**The request:**
Review the material and extract every line in which the word "that" occurs.

─── Stored data

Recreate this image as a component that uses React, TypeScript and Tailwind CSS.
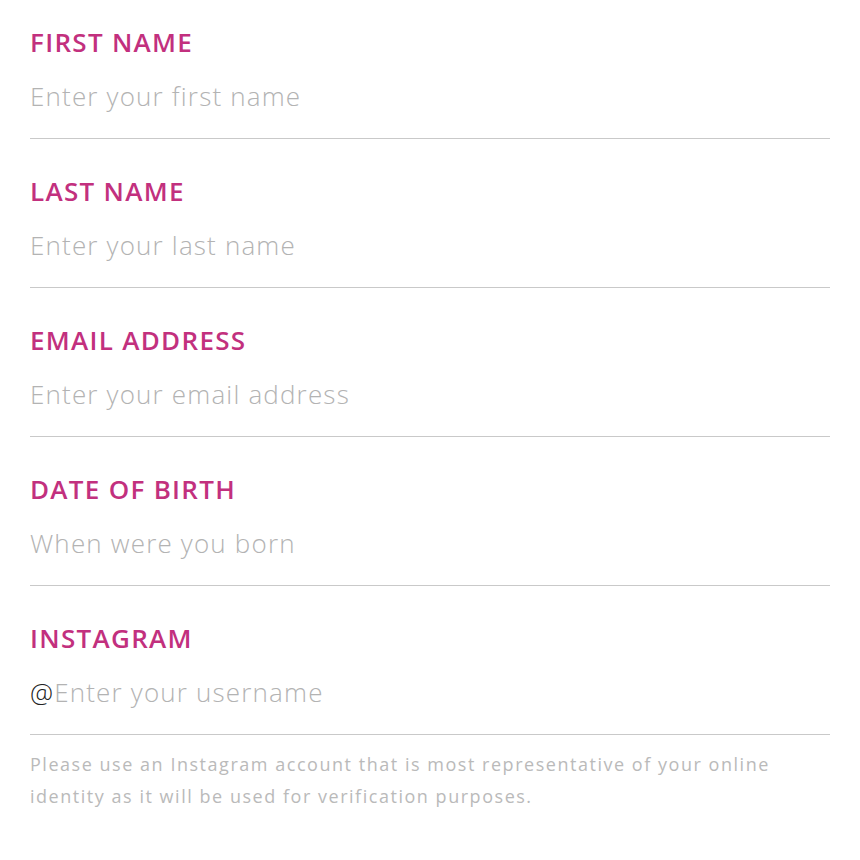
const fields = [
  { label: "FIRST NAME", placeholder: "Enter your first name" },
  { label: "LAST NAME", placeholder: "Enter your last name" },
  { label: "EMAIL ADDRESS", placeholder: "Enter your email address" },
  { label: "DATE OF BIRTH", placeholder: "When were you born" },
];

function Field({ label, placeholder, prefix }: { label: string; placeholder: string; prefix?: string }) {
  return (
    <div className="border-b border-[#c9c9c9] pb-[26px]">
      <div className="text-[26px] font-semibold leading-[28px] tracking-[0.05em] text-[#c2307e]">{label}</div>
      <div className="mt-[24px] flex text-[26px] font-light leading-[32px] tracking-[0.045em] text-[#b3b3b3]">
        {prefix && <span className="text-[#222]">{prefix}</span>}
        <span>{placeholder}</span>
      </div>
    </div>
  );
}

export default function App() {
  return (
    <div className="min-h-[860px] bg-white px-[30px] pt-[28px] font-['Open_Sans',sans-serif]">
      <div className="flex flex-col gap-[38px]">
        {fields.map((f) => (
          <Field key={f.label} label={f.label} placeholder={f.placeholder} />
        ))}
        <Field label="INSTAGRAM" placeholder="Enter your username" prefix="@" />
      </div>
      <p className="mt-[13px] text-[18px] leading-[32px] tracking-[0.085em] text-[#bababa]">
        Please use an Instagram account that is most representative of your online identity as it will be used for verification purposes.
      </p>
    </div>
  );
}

──────

**Solution:**
Recreate this image as a component that uses React, TypeScript and Tailwind CSS.
        Please use an Instagram account that is most representative of your online identity as it will be used for verification purposes.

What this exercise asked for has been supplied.